As the end of his own release neared, he felt Doyle thrust up beneath him, felt him come, felt the touch of trembling need rise and fall beneath him. And then the rush was gone, and sanity returned, and Bodie relaxed, still breathing roughly but more slowly with each breath.

He fell onto his side, stretched out alongside Doyle, whose own breathing gradually calmed to a slow, even rhythm. Bodie kissed him lightly on the lips, then reached across him to grab some tissues from the bed stand. He gently daubed up their bellies and tossed the tissues away.

"Pragmatist," Doyle murmured.

"That's what you want, Ray," he replied. "After all, how would you survive without me around?"

"Don't know if I could." Doyle pulled the covers up around them, and turned his body into Bodie's embrace. "Don't ever want to try."

"Don't have to," Bodie said, and with that, any question of permanency was answered. This was the way they were going to be from now on.

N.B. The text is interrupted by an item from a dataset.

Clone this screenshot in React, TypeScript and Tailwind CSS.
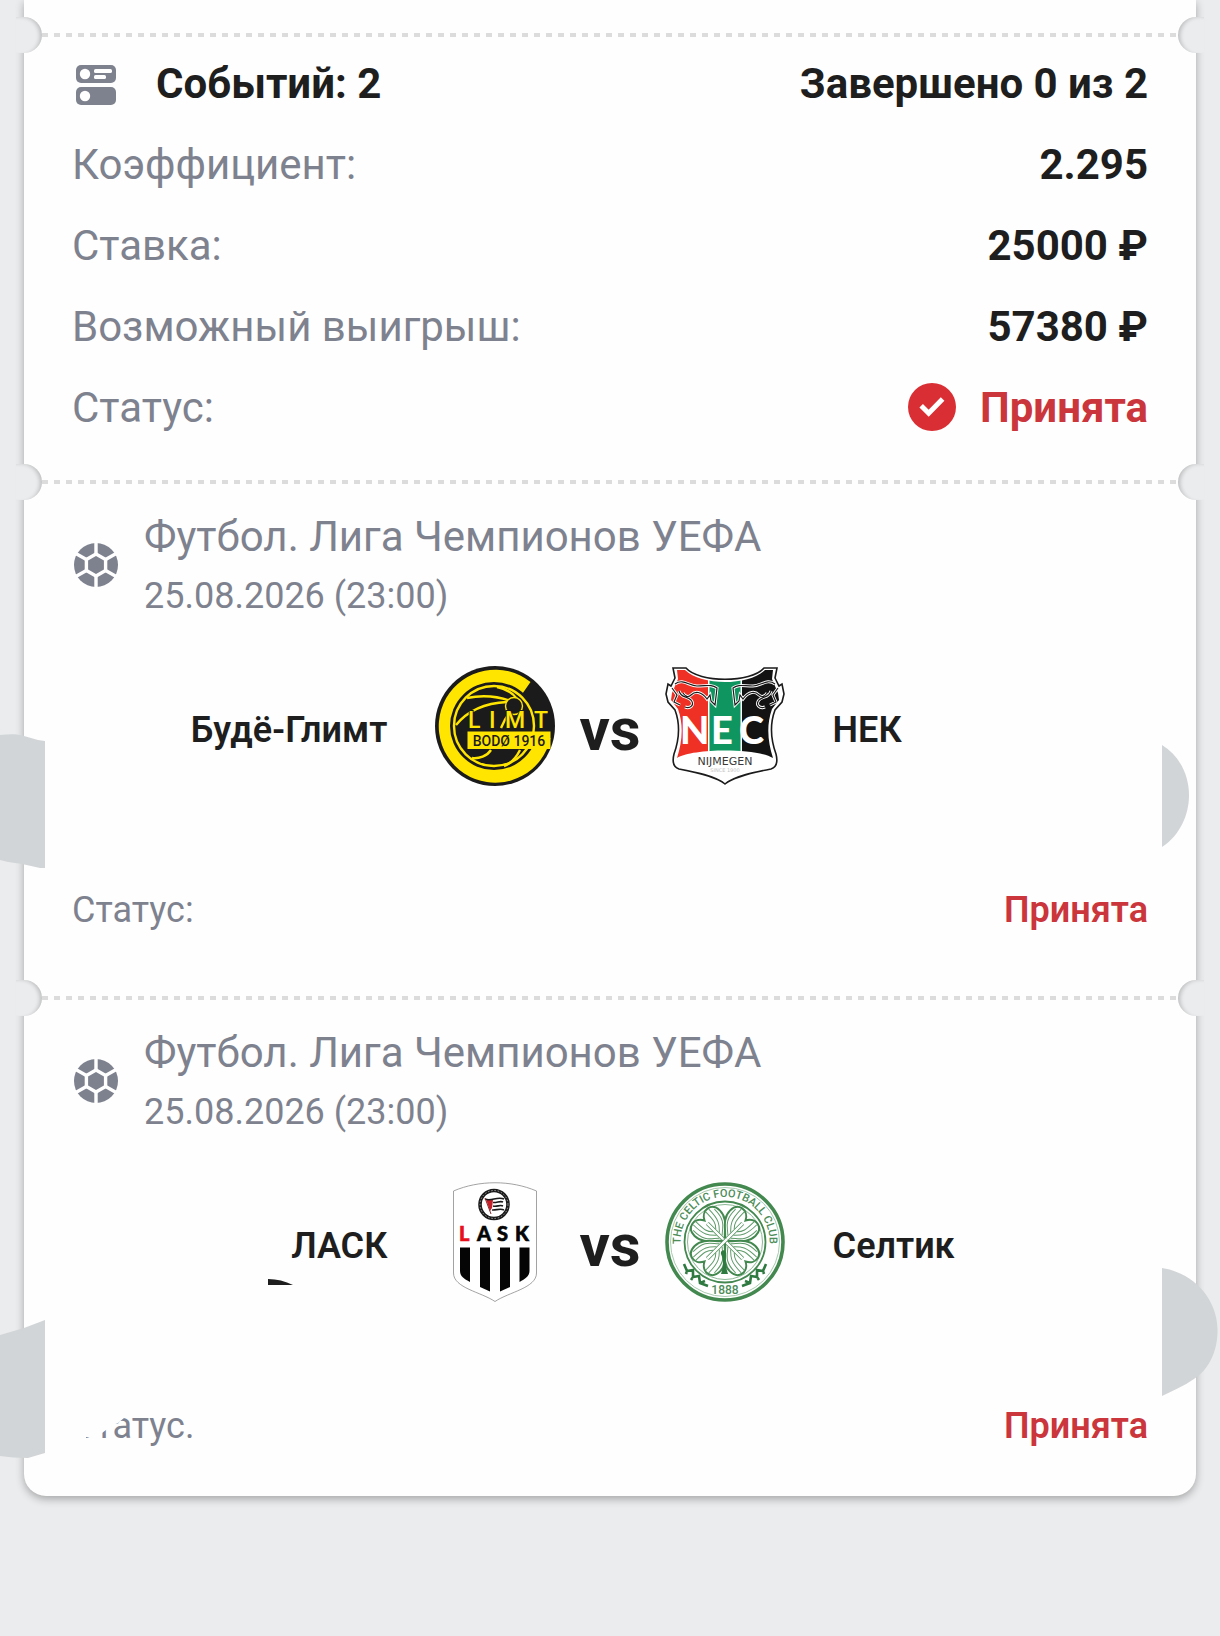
import type { ReactNode } from "react";

const summaryRows = [
  { label: "Коэффициент:", value: "2.295" },
  { label: "Ставка:", value: "25000 ₽" },
  { label: "Возможный выигрыш:", value: "57380 ₽" },
];

function EventsIcon() {
  return (
    <svg viewBox="0 0 48 48" className="h-12 w-12 shrink-0" aria-hidden="true">
      <rect x="4" y="5" width="40" height="18" rx="5" fill="#7e828f" />
      <rect x="4" y="27" width="40" height="18" rx="5" fill="#7e828f" />
      <circle cx="13" cy="14" r="5.2" fill="#fff" />
      <circle cx="13" cy="36" r="5.2" fill="#fff" />
      <rect x="22" y="9" width="18" height="4" rx="1.6" fill="#fff" />
      <rect x="22" y="15" width="12" height="4" rx="1.6" fill="#fff" />
    </svg>
  );
}

function BallIcon() {
  return (
    <svg viewBox="0 0 48 48" className="h-12 w-12 shrink-0" aria-hidden="true">
      <circle cx="24" cy="24" r="22" fill="#7e828f" />
      <g fill="none" stroke="#fff" strokeWidth="3.4">
        <path d="M24 13 L33.6 18.5 V29.5 L24 35 L14.4 29.5 V18.5 Z" />
        <path d="M24 0 V13 M24 35 V48 M33.6 18.5 L46 11.4 M33.6 29.5 L46 36.6 M14.4 18.5 L2 11.4 M14.4 29.5 L2 36.6" />
      </g>
    </svg>
  );
}

function AcceptedIcon() {
  return (
    <svg viewBox="0 0 48 48" className="h-12 w-12 shrink-0" aria-hidden="true">
      <circle cx="24" cy="24" r="24" fill="#d92f34" />
      <path d="M13.2 22.8 L20.7 30.3 L34.6 16" fill="none" stroke="#fff" strokeWidth="5" />
    </svg>
  );
}

function BodoLogo() {
  return (
    <svg viewBox="0 0 120 120" className="h-[120px] w-[120px]" role="img" aria-label="Bodø/Glimt">
      <circle cx="60" cy="60" r="60" fill="#1c1b1c" />
      <path d="M95.5 16 A56.5 56.5 0 1 0 115.5 72 L98 72 A40 40 0 1 1 87.5 27.5 Z" fill="#ffe500" />
      <circle cx="59" cy="60" r="44" fill="#1c1b1c" />
      <g fill="none" stroke="#ffe500" strokeWidth="2.4">
        <circle cx="59" cy="60" r="40" />
        <path d="M32 32 C46 29 62 30 76 35" />
        <path d="M21 59 C34 43 52 37 72 36" />
        <path d="M62 21 C72 23 78 27 82 33" />
        <path d="M85 84 C80 94 75 98 69 100" />
        <path d="M56 84 C52 90 44 93 37 92" />
        <path d="M66 62 C69 55 72 50 75 46" />
      </g>
      <path d="M82 46 C90 50 96 58 97 66 H84 Z" fill="#1c1b1c" />
      <circle cx="79" cy="40" r="8.5" fill="#1c1b1c" stroke="#ffe500" strokeWidth="1.4" />
      <rect x="32.5" y="65.5" width="83" height="17.5" fill="#ffe500" />
      <g
        fill="#ffe500"
        stroke="#1c1b1c"
        strokeWidth="2"
        paintOrder="stroke"
        fontFamily="Roboto, sans-serif"
        fontWeight="500"
        fontSize="23"
      >
        <text x="33" y="62">L</text>
        <text x="54" y="62">I</text>
        <text x="70" y="62">M</text>
        <text x="99" y="62">T</text>
      </g>
      <text x="74" y="80" textAnchor="middle" fill="#1c1b1c" fontFamily="Roboto, sans-serif" fontWeight="500" fontSize="14">
        BODØ 1916
      </text>
    </svg>
  );
}

const necOutline =
  "M8 2 L21 2 C34 17 86 17 99 2 L112 2 L110 12 L114 20 L117 18 L119 28 L117 36 L110 44 C104 60 106 74 111 88 C113 96 112 101 106 103 C90 106 70 110 60 118 C50 110 30 106 14 103 C8 101 7 96 9 88 C14 74 16 60 10 44 L3 36 L1 28 L3 18 L6 20 L10 12 Z";
const necEagle =
  "M10 18 C18 12 24 20 32 20 C42 20 46 18 52 22 L50 39 L46 35 L45 29 L42 33 C36 25 30 25 26 29 C23 32 20 30 18 27 M14 25 C16 32 22 30 26 34 C30 39 25 43 20 41 M7 22 L12 29 L9 36 L15 39";

function NecLogo() {
  return (
    <svg viewBox="0 0 120 120" className="h-[120px] w-[120px]" role="img" aria-label="NEC Nijmegen">
      <clipPath id="nec-field">
        <path d="M12 4 L20 4 C36 20 84 20 100 4 L108 4 L107 13 L113 27 L114 34 L107 43 C101 60 103 76 108 92 C92 82 28 82 12 92 C17 76 19 60 13 43 L6 34 L7 27 L13 13 Z" />
      </clipPath>
      <path d={necOutline} fill="#fff" stroke="#1c1b1c" strokeWidth="1.6" />
      <g clipPath="url(#nec-field)">
        <rect x="0" y="0" width="43" height="100" fill="#ee3124" />
        <rect x="44.5" y="0" width="31" height="100" fill="#0f9660" />
        <rect x="77" y="0" width="43" height="100" fill="#141313" />
      </g>
      {["translate(0 0)", "translate(120 0) scale(-1 1)"].map((transform) => (
        <g key={transform} transform={transform} fill="none">
          <path d={necEagle} stroke="#fff" strokeWidth="3" />
          <path d={necEagle} stroke="#1c1b1c" strokeWidth="1.2" />
        </g>
      ))}
      <g fill="#fff" fontFamily="Lato, sans-serif" fontWeight="900" fontSize="38">
        <text x="15" y="78">N</text>
        <text x="46" y="78">E</text>
        <text x="74" y="78">C</text>
      </g>
      <text x="60" y="99" textAnchor="middle" fill="#3a3939" fontFamily="DejaVu Sans, sans-serif" fontWeight="400" fontSize="11">
        NIJMEGEN
      </text>
      <text x="60" y="106" textAnchor="middle" fill="#c4c4c4" fontFamily="DejaVu Sans, sans-serif" fontWeight="400" fontSize="5">
        SINCE 1900
      </text>
    </svg>
  );
}

function LaskLogo() {
  return (
    <svg viewBox="0 0 120 120" className="h-[120px] w-[120px]" role="img" aria-label="LASK">
      <path
        d="M18.5 9 C44 -2 76 -2 101.5 9 V91 C101.5 106 74 110 60 119.5 C46 110 18.5 106 18.5 91 Z"
        fill="#fff"
        stroke="#8c8c8c"
        strokeWidth="0.8"
      />
      <circle cx="59" cy="22.5" r="14" fill="#fff" stroke="#1a1a1a" strokeWidth="3.6" />
      <circle cx="59" cy="22.5" r="14" fill="none" stroke="#bbb" strokeWidth="0.8" strokeDasharray="1.5 1.8" />
      <path d="M51 17 L58 18 L57 26 L55 29 Z" fill="#c8202b" />
      <path
        d="M50 17 C56 20 62 14 69 17 M58 20.5 C62 21 65 18.5 68 20 M58 24 C62 25 65 22.5 68 24 M57 28 C61 28.5 65 26 69 28"
        fill="none"
        stroke="#1a1a1a"
        strokeWidth="1.6"
      />
      <path d="M50 16 L56 32" stroke="#8a2a2a" strokeWidth="1" />
      <g fontFamily="Lato, sans-serif" fontWeight="900" fontSize="20" fill="#050505" stroke="#050505" strokeWidth="0.6">
        <text x="24" y="59" fill="#e8111b" stroke="#e8111b">L</text>
        <text x="42" y="59">A</text>
        <text x="62" y="59">S</text>
        <text x="80" y="59">K</text>
      </g>
      <g fill="#050505">
        <path d="M25 65.5 H35 V100 C29 97 25 94 25 89 Z" />
        <path d="M45 65.5 H55 V109.5 L45 105 Z" />
        <path d="M65 65.5 H75 V105 L65 109.5 Z" />
        <path d="M84.5 65.5 H94.5 V89 C94.5 94 90 97 84.5 100 Z" />
      </g>
    </svg>
  );
}

const celticLeaf = "M0 0 C-6 -8 -18 -13 -18 -25 C-18 -37 -5 -39 0 -29 C5 -39 18 -37 18 -25 C18 -13 6 -8 0 0 Z";

function CelticLogo() {
  return (
    <svg viewBox="0 0 120 120" className="h-[120px] w-[120px]" role="img" aria-label="Celtic">
      <clipPath id="celtic-leaf">
        <path d={celticLeaf} />
      </clipPath>
      <path id="celtic-ring" d="M16 66 A44.5 44.5 0 1 1 104 66" fill="none" />
      <circle cx="60" cy="60" r="58" fill="#fff" stroke="#43884f" strokeWidth="3.6" />
      <circle cx="60" cy="60" r="54.5" fill="none" stroke="#a8cbaf" strokeWidth="1" />
      <circle cx="60" cy="60" r="40.5" fill="#fff" stroke="#43884f" strokeWidth="1.8" />
      <circle cx="60" cy="60" r="37.5" fill="none" stroke="#8bb994" strokeWidth="1" />
      <text fill="#4c8d58" fontFamily="Roboto, sans-serif" fontWeight="500" fontSize="11">
        <textPath href="#celtic-ring" startOffset="50%" textAnchor="middle">
          THE CELTIC FOOTBALL CLUB
        </textPath>
      </text>
      {[-45, 45, 135, 225].map((angle) => (
        <g key={angle} transform={`translate(60 59) rotate(${angle})`}>
          <path d={celticLeaf} fill="#fff" stroke="#43884f" strokeWidth="2" />
          <g clipPath="url(#celtic-leaf)" fill="none" stroke="#5f9b6a" strokeWidth="1">
            <path d="M-2 -6 C-8 -12 -15 -13 -15 -30 M-2 -10 C-7 -15 -11 -18 -11 -34 M-2 -15 C-6 -19 -7 -22 -7 -35" />
            <path d="M2 -6 C8 -12 15 -13 15 -30 M2 -10 C7 -15 11 -18 11 -34 M2 -15 C6 -19 7 -22 7 -35" />
          </g>
          <path d="M0 3 V-25" stroke="#43884f" strokeWidth="4" />
          <path d="M0 3 V-25" stroke="#fff" strokeWidth="2.6" />
        </g>
      ))}
      <path d="M56 72 C55 67 62 67 61 72 C60 79 61 86 63 92 H56 C58 86 59 79 56 72 Z" fill="#2f7a40" />
      <g fill="none" stroke="#2f7a40" strokeWidth="2.6">
        <path d="M19 82 L22 89 L28 88 L28 95 L34 94 L35 101 L43 104 M22 89 L21 92 M28 95 L26 98 M35 101 L40 99" />
        <path d="M101 82 L98 89 L92 88 L92 95 L86 94 L85 101 L77 104 M98 89 L99 92 M92 95 L94 98 M85 101 L80 99" />
      </g>
      <text x="60" y="112" textAnchor="middle" fill="#4c8d58" fontFamily="Roboto, sans-serif" fontWeight="500" fontSize="12">
        1888
      </text>
    </svg>
  );
}

function Perforation() {
  return (
    <div className="relative px-[18px]">
      <div className="h-1 bg-[repeating-linear-gradient(90deg,#dcdcdc_0_6px,transparent_6px_12px)]" />
      <span className="absolute -left-2 -top-4 h-9 w-[26px] rounded-r-full bg-[#ebeced] shadow-[inset_-4px_1px_4px_-2px_rgba(0,0,0,0.2)]" />
      <span className="absolute -right-2 -top-4 h-9 w-[26px] rounded-l-full bg-[#ebeced] shadow-[inset_4px_1px_4px_-2px_rgba(0,0,0,0.2)]" />
    </div>
  );
}

type MatchProps = {
  home: string;
  away: string;
  homeLogo: ReactNode;
  awayLogo: ReactNode;
  status: ReactNode;
  children: ReactNode;
};

function Match({ home, away, homeLogo, awayLogo, status, children }: MatchProps) {
  return (
    <section className="relative">
      <Perforation />
      <div className="px-12 pt-7">
        <header className="flex items-center gap-6 text-[#7e828f]">
          <BallIcon />
          <div>
            <h2 className="text-[42px] leading-[49px]">Футбол. Лига Чемпионов УЕФА</h2>
            <p className="mt-[14px] text-[36px] leading-[42px]">25.08.2026 (23:00)</p>
          </div>
        </header>

        <div className="mt-[49px] grid grid-cols-[1fr_auto_1fr] items-center text-[36px] font-semibold text-[#1f1e1e]">
          <div className="flex items-center justify-end gap-12">
            <span className="pt-2">{home}</span>
            {homeLogo}
          </div>
          <span className="px-6 pt-2 text-[60px] font-bold leading-[72px]">vs</span>
          <div className="flex items-center gap-12">
            {awayLogo}
            <span className="pt-2">{away}</span>
          </div>
        </div>

        <div className="mt-[103px] flex justify-between text-[36px] leading-[42px]">
          {status}
          <span className="font-semibold text-[#cb363c]">Принята</span>
        </div>
      </div>
      {children}
    </section>
  );
}

export default function App() {
  return (
    <main className="min-h-screen bg-[#ebeced] px-6 pb-[138px] font-['Roboto',sans-serif]">
      <article className="rounded-b-[22px] bg-[#fefefe] pt-[33px] shadow-[0_3px_8px_rgba(0,0,0,0.3)]">
        <Perforation />
        <section className="flex flex-col gap-8 px-12 pb-12 pt-[22px] text-[42px] leading-[49px]">
          <div className="flex justify-between font-bold text-[#1f1e1e]">
            <div className="flex items-center gap-9">
              <EventsIcon />
              <span>Событий: 2</span>
            </div>
            <span>Завершено 0 из 2</span>
          </div>
          {summaryRows.map((row) => (
            <div key={row.label} className="flex justify-between">
              <span className="text-[#7e828f]">{row.label}</span>
              <span className="font-bold text-[#1f1e1e]">{row.value}</span>
            </div>
          ))}
          <div className="flex justify-between">
            <span className="text-[#7e828f]">Статус:</span>
            <span className="flex items-start gap-6 font-bold text-[#cb363c]">
              <AcceptedIcon />
              Принята
            </span>
          </div>
        </section>

        <div className="pb-[65px]">
          <Match
            home="Будё-Глимт"
            away="НЕК"
            homeLogo={<BodoLogo />}
            awayLogo={<NecLogo />}
            status={<span className="text-[#7e828f]">Статус:</span>}
          >
            <svg viewBox="0 0 45 134" className="absolute -left-6 top-[254px] w-[45px]" aria-hidden="true">
              <path d="M0 1 C10 0 18 0 24 2 L38 6 L45 7 V134 L40 134 L22 130 L8 128 L0 126 Z" fill="#d2d5d7" />
            </svg>
            <svg viewBox="0 0 27 102" className="absolute right-[7px] top-[265px] w-[27px]" aria-hidden="true">
              <path d="M0 0 C36 22 36 78 0 102 Z" fill="#d2d5d7" />
            </svg>
          </Match>
        </div>

        <div className="pb-[49px]">
          <Match
            home="ЛАСК"
            away="Селтик"
            homeLogo={<LaskLogo />}
            awayLogo={<CelticLogo />}
            status={
              <span className="relative text-[#7e828f]">
                Статус.
                <svg viewBox="0 0 60 42" className="absolute left-0 top-0 h-[42px] w-[60px]" aria-hidden="true">
                  <path d="M0 0 H58 L52 13 L46 18 L41 20 L34 25 L30 28 V42 H20 L18 32 H14 V42 H0 Z" fill="#fefefe" />
                </svg>
              </span>
            }
          >
            <svg viewBox="0 0 45 138" className="absolute -left-6 top-[324px] w-[45px]" aria-hidden="true">
              <path d="M0 15 L24 8 L45 0 V133 L28 138 C18 138 8 137 0 136 Z" fill="#d2d5d7" />
            </svg>
            <svg viewBox="0 0 56 128" className="absolute -right-[22px] top-[272px] w-[56px]" aria-hidden="true">
              <path d="M0 0 C32 5 55 31 55.5 61 C56 84 46 102 32 111 C22 118 10 123 0 128 Z" fill="#d2d5d7" />
            </svg>
            <svg viewBox="0 0 25 6" className="absolute left-[244px] top-[283px] w-[25px]" aria-hidden="true">
              <path d="M0 0 C9 0 17 2 25 6 H0 Z" fill="#1f1e1e" />
            </svg>
          </Match>
        </div>
      </article>
    </main>
  );
}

"Good." Doyle draped an arm across Bodie's chest and rested his head on his shoulder. "You know, you never said a thing about your own future. Not one word."

"I know." The one thing Bodie hadn't wanted to do, when Doyle was explaining his reasons for leaving, was to accuse him of ruining his life in the bargain. No recriminations, no accusations, no "if you go, then I have to go, too" statements of blame. Doyle had to know, though, that his leaving CI5 would affect him strongly, might lead to the end of Bodie's work there, too. "Didn't want to make you feel guilty. You do that very well on your own, anyway."

"Thanks." Doyle let his lips drift over Bodie's neck. "Do you know what you want to do?"

"No," Bodie replied quite honestly. "I don't. I still like the job. It would hardly be the same without you there, but I just don't know if I can leave yet. I'll need some time to figure things out." He brushed his fingers through Doyle's hair. "Whatever happens, Ray, we'll be together. That's the main thing."

"Yeah," Doyle said. "That always was the main thing. You and me against the world, the Mobile Ghetto--"

"--the Bisto Kids."

"The double act."

"Chalk and Cheese."

"Never far apart," Doyle finished. "There, I told you we were gonna wind up getting maudlin."

"That's not maudlin," Bodie protested. "Just plain old sentimental." And he found that he didn't mind. If there was one person in the world he could feel comfortable getting sentimental around, it was Ray Doyle. "Can make up for it later if you like. Practice getting up each other's noses over breakfast or something. Keep a hand in."

"You're on." Doyle looked at the bedside clock. "Be a while 'til then. And I'm not tired enough to sleep."

Bodie smiled, more than willing to take the hint. "Neither am I." He wanted to make love to Doyle more slowly this time, though, more thoroughly. He wanted to revel in it, in this new luxury, this pleasure he had never thought to have.

He trailed his fingers softly along Doyle's flank. "Let's be different this time," he said. "I think we did it the interesting way last time--fast and full of fury."

Doyle caught on. "That the Italian way?"

"Right. So now we should try it the Swiss way. Slow and easy and calmer, more drawn out."

"The peaceful way, you mean."

Bodie nodded. "And trust me, Ray, the way you and I do things, peace will never be boring."

"I trust you," Doyle replied, and began their next adventure with a kiss.